Given these established effects, one major unknown is whether the program also has the power to disrupt the cycle of poverty, and long-standing disparities by race in the link between childhood poverty and poverty in adulthood. In our new working paper, “The Effectiveness of the Food Stamp Program at Reducing Racial Differences in the Intergenerational Persistence of Poverty,” with the Washington Center for Equitable Growth, we tackle this question head on.

We use long-term intergenerational data from the University of Michigan’s Panel Study of Income Dynamics to assess whether early exposure to the Food Stamp Program (the precursor to today’s Supplemental Nutrition Assistance Program) causally leads to a disruption in the persistence of poverty across generations. And given long-standing disparities in poverty by race, how do these causal linkages result in reductions in racial differences in the intergenerational persistence of poverty?

Research previously shows that experiencing poverty as a young child significantly increases the risk of poverty by the time one reaches young adulthood. And in addition to planting the seeds for poverty later in life, childhood poverty appears to exacerbate already deep racial inequities. Black children who experience childhood poverty are three times as likely to be poor in young adulthood relative to comparable White children. (See figure 1.)

Figure 1

Likelihood of experiencing poverty in any given year of young adulthood, ages 25–35, by childhood poverty status and race in the United States

Using the latest advances in causal inference based on the county-by-county rollout of the Food Stamp Program in the 1960s and 1970s, our paper finds that exposure to food stamps in early childhood reduces the likelihood of poverty for all adults by 5 percentage points, and that these reductions are strongest for Black individuals whose parents did not finish high school—a proxy for childhood poverty. Among these respondents, childhood exposure to food stamps led to a 7 percentage point reduction in adult poverty.

In addition to reducing the likelihood of overall poverty in adulthood, the Food Stamp Program also reduced the depth of poverty individuals experienced as adults. For Black adults exposed to food stamps as children, we saw an 8.6 percentage point reduction in deep poverty in young adulthood (income less than half the poverty line).

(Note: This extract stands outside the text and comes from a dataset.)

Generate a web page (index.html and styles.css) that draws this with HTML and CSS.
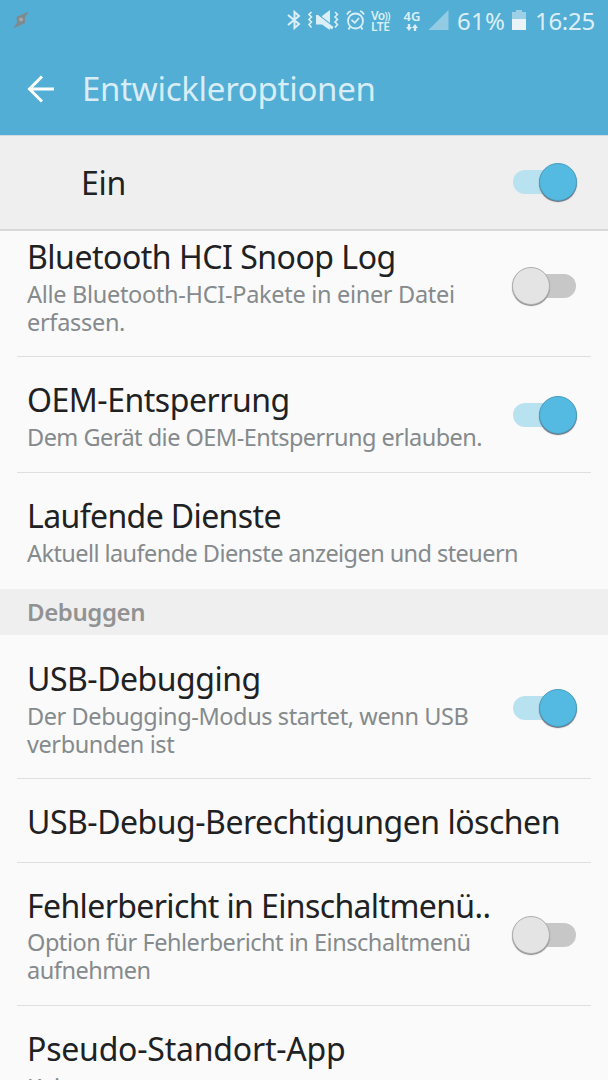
FILE: index.html
```html
<!DOCTYPE html>
<html lang="de">
<head>
    <meta charset="UTF-8">
    <meta name="viewport" content="width=device-width, initial-scale=1.0">
    <title>Entwickleroptionen</title>
    <link rel="stylesheet" href="styles.css">
</head>
<body>
    <div class="topo">
        <div class="status">
            <svg class="raio" width="16" height="18" viewBox="0 0 16 18">
                <path d="M15.5 0.5L3.5 6L4 11.5L0.3 17.5L12 12V6.5Z" fill="#80898e"/>
                <circle cx="8" cy="8.5" r="2" fill="#a3a9ad"/>
            </svg>
            <div class="icones">
                <svg width="14" height="20" viewBox="0 0 14 20" fill="none" stroke="currentColor" stroke-width="2">
                    <path d="M1 5L12 14L7.5 18V2L12 6L1 15"/>
                </svg>
                <svg class="mudo" width="31" height="20" viewBox="0 0 31 20">
                    <path d="M3.5 2L1 4.5L3.5 7L1 9.5L3.5 12L1 14.5L3.5 17.5M27 2L29.5 4.5L27 7L29.5 9.5L27 12L29.5 14.5L27 17.5" fill="none" stroke="currentColor" stroke-width="1.6"/>
                    <path d="M14 6L22 0V13L14.2 7ZM8 5H10L25.5 17L24 19.5L21.8 18V20L14 14.5H8Z" fill="currentColor"/>
                </svg>
                <svg class="alarme" width="19" height="20" viewBox="0 0 19 20" fill="none" stroke="currentColor" stroke-width="1.8">
                    <circle cx="9.5" cy="11" r="7.5"/>
                    <path d="M1 4.5C2 2.5 3 1.5 5 1M14 1C16 1.5 17 2.5 18 4.5M5.5 9.8L8.8 12.8L13 8M4 17L2.5 19.5M15 17L16.5 19.5"/>
                </svg>
                <div class="volte">
                    <div class="vo">Vo<span class="ondas">))</span></div>
                    <div>LTE</div>
                </div>
                <div class="rede">
                    <span>4G</span>
                    <svg width="12" height="7" viewBox="0 0 12 7" fill="currentColor">
                        <path d="M1.8 0H4.2V3H6L3 7L0 3H1.8ZM7.8 7H10.2V4H12L9 0L6 4H7.8Z"/>
                    </svg>
                </div>
                <svg class="sinal" width="21" height="20" viewBox="0 0 21 20"><path d="M20.5 0V20H0.5Z" fill="#92cbe3"/></svg>
                <span class="carga">61%</span>
                <svg width="14" height="20" viewBox="0 0 14 20">
                    <path d="M4 0H10V2H14V9H0V2H4Z" fill="#9dd0e6"/>
                    <path d="M0 9H14V20H0Z" fill="#e9f3f8"/>
                </svg>
                <span class="hora">16:25</span>
            </div>
        </div>
        <div class="barra">
            <svg width="28" height="28" viewBox="0 0 28 28" fill="none" stroke="#fff" stroke-width="3">
                <path d="M15 1.5L2.5 14L15 26.5M2.5 14H27"/>
            </svg>
            <h1 class="pagina">Entwickleroptionen</h1>
        </div>
    </div>
    <div class="mestre">
        <span class="ein">Ein</span>
        <div class="chave on"><div class="bola"></div></div>
    </div>
    <div class="lista">
        <div class="linha primeira">
            <div class="texto">
                <div class="titulo">Bluetooth HCI Snoop Log</div>
                <div class="sub s1">Alle Bluetooth-HCI-Pakete in einer Datei<br>erfassen.</div>
            </div>
            <div class="chave"><div class="bola"></div></div>
        </div>
        <div class="linha">
            <div class="texto">
                <div class="titulo">OEM-Entsperrung</div>
                <div class="sub s2">Dem Gerät die OEM-Entsperrung erlauben.</div>
            </div>
            <div class="chave on"><div class="bola"></div></div>
        </div>
        <div class="linha ultima">
            <div class="texto">
                <div class="titulo t3">Laufende Dienste</div>
                <div class="sub s3">Aktuell laufende Dienste anzeigen und steuern</div>
            </div>
        </div>
        <div class="secao">Debuggen</div>
        <div class="linha usb">
            <div class="texto">
                <div class="titulo">USB-Debugging</div>
                <div class="sub">Der Debugging-Modus startet, wenn USB<br>verbunden ist</div>
            </div>
            <div class="chave on"><div class="bola"></div></div>
        </div>
        <div class="linha simples">
            <div class="texto">
                <div class="titulo">USB-Debug-Berechtigungen löschen</div>
            </div>
        </div>
        <div class="linha relatorio">
            <div class="texto">
                <div class="titulo t6">Fehlerbericht in Einschaltmenü..</div>
                <div class="sub s6">Option für Fehlerbericht in Einschaltmenü<br>aufnehmen</div>
            </div>
            <div class="chave"><div class="bola"></div></div>
        </div>
        <div class="linha ultima">
            <div class="texto">
                <div class="titulo t7">Pseudo-Standort-App</div>
                <div class="sub s7">Keine</div>
            </div>
        </div>
    </div>
</body>
</html>
```
FILE: styles.css
```css
@charset "UTF-8";
*{
    padding: 0px;
    margin: 0px;
    box-sizing: border-box;
}
body{
    display: flex;
    flex-direction: column;
    height: 1080px;
    overflow: hidden;
    background-color: #fafafa;
    color: #202122;
    font-family: "Noto Sans", sans-serif;
}
svg{
    display: block;
    flex: none;
}
.topo{
    flex: none;
    height: 135px;
    background-color: #52aed5;
}
.status{
    display: flex;
    justify-content: space-between;
    height: 42px;
    padding: 10px 12px 0px 13px;
    color: #dceff7;
}
.raio{
    margin-top: 1px;
}
.icones{
    display: flex;
    height: 20px;
}
.icones > *{
    flex: none;
}
.mudo, .alarme, .sinal{
    margin-left: 7px;
}
.volte, .rede{
    display: flex;
    flex-direction: column;
    font-weight: 600;
    line-height: 12px;
    white-space: nowrap;
}
.volte{
    width: 22px;
    margin-left: 6px;
    font-size: 12px;
    letter-spacing: -0.5px;
}
.vo{
    line-height: 11px;
    letter-spacing: -0.6px;
}
.ondas{
    font-size: 10px;
    line-height: 10px;
    letter-spacing: -0.5px;
}
.rede{
    align-items: center;
    width: 18px;
    margin-left: 10px;
    gap: 2px;
    font-size: 13px;
}
.carga, .hora{
    font-size: 24px;
    line-height: 22px;
    white-space: nowrap;
}
.carga{
    width: 51px;
    margin-left: 8px;
    margin-right: 4px;
    letter-spacing: 0.3px;
}
.hora{
    width: 61px;
    margin-left: 9px;
    letter-spacing: -0.3px;
}
.barra{
    display: flex;
    align-items: center;
    height: 93px;
    padding: 0px 27px;
    gap: 27px;
}
.pagina{
    font-size: 33px;
    font-weight: 400;
    letter-spacing: -0.28px;
    color: #d8edf6;
}
.mestre{
    display: flex;
    flex: none;
    align-items: center;
    justify-content: space-between;
    height: 96px;
    padding: 0px 31px 1px 81px;
    border-top: 1px solid #d3dadd;
    border-bottom: 2px solid #d8d8d8;
    background-color: #efefef;
}
.ein{
    padding-top: 1px;
    font-size: 32px;
    letter-spacing: -0.3px;
}
.lista{
    flex: 1;
    min-height: 0px;
    overflow: hidden;
}
.linha{
    display: flex;
    align-items: center;
    justify-content: space-between;
    margin: 0px 17px;
    padding: 22px 14px 21px 10px;
    border-bottom: 1px solid #dfdfdf;
}
.primeira{
    padding-top: 5px;
    padding-bottom: 20px;
}
.usb{
    padding-top: 23px;
    padding-bottom: 20px;
}
.simples{
    padding-bottom: 19px;
}
.ultima{
    border-bottom-color: transparent;
}
.titulo{
    font-size: 32px;
    line-height: 42px;
    letter-spacing: -0.48px;
    white-space: nowrap;
}
.t3, .t6{
    letter-spacing: -0.62px;
}
.t7{
    letter-spacing: -0.22px;
}
.sub{
    margin-top: 2px;
    font-size: 23.5px;
    line-height: 28px;
    letter-spacing: -0.41px;
    color: #858a8d;
    white-space: nowrap;
}
.s1{
    letter-spacing: -0.3px;
}
.s2{
    letter-spacing: -0.52px;
}
.s3{
    letter-spacing: -0.57px;
}
.s6{
    margin-top: 1px;
    letter-spacing: -0.47px;
}
.s7{
    margin-top: 3px;
}
.secao{
    height: 46px;
    padding-left: 27px;
    background-color: #efefef;
    color: #929292;
    font-size: 24px;
    font-weight: 600;
    line-height: 46px;
    letter-spacing: -0.4px;
}
.chave{
    display: flex;
    flex: none;
    align-items: center;
    position: relative;
    width: 65px;
    height: 40px;
}
/* trilho atras da bola */
.chave::before{
    content: "";
    position: absolute;
    left: 3px;
    top: 8px;
    width: 61px;
    height: 24px;
    border-radius: 12px;
    background-color: #c7c7c7;
}
.bola{
    position: relative;
    width: 38px;
    height: 38px;
    border: 1px solid #b0b0b0;
    border-radius: 50%;
    background-color: #e4e4e4;
    box-shadow: 0px 1px 1px #888;
}
.on{
    justify-content: flex-end;
}
.on::before{
    left: 1px;
    background-color: #b9e2f0;
}
.on .bola{
    border-color: #4a9fc0;
    background-color: #54bae1;
    box-shadow: 0px 1px 1px #667;
}
```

The takeaway is clear: income support from food stamps in early childhood not only has long-reaching effects into adulthood, but also holds power for reducing racial inequality in the cycle of poverty. As policymakers debate the future of policies such as the Supplemental Nutrition Assistance Program, it is critical to understand this program does more than just reduce hunger and food insecurity. It also contributes to our nation’s widely-shared goal of promoting equality of opportunity. This program’s role in promoting opportunity and mobility promotes both short-term stability as well as long-term economic growth.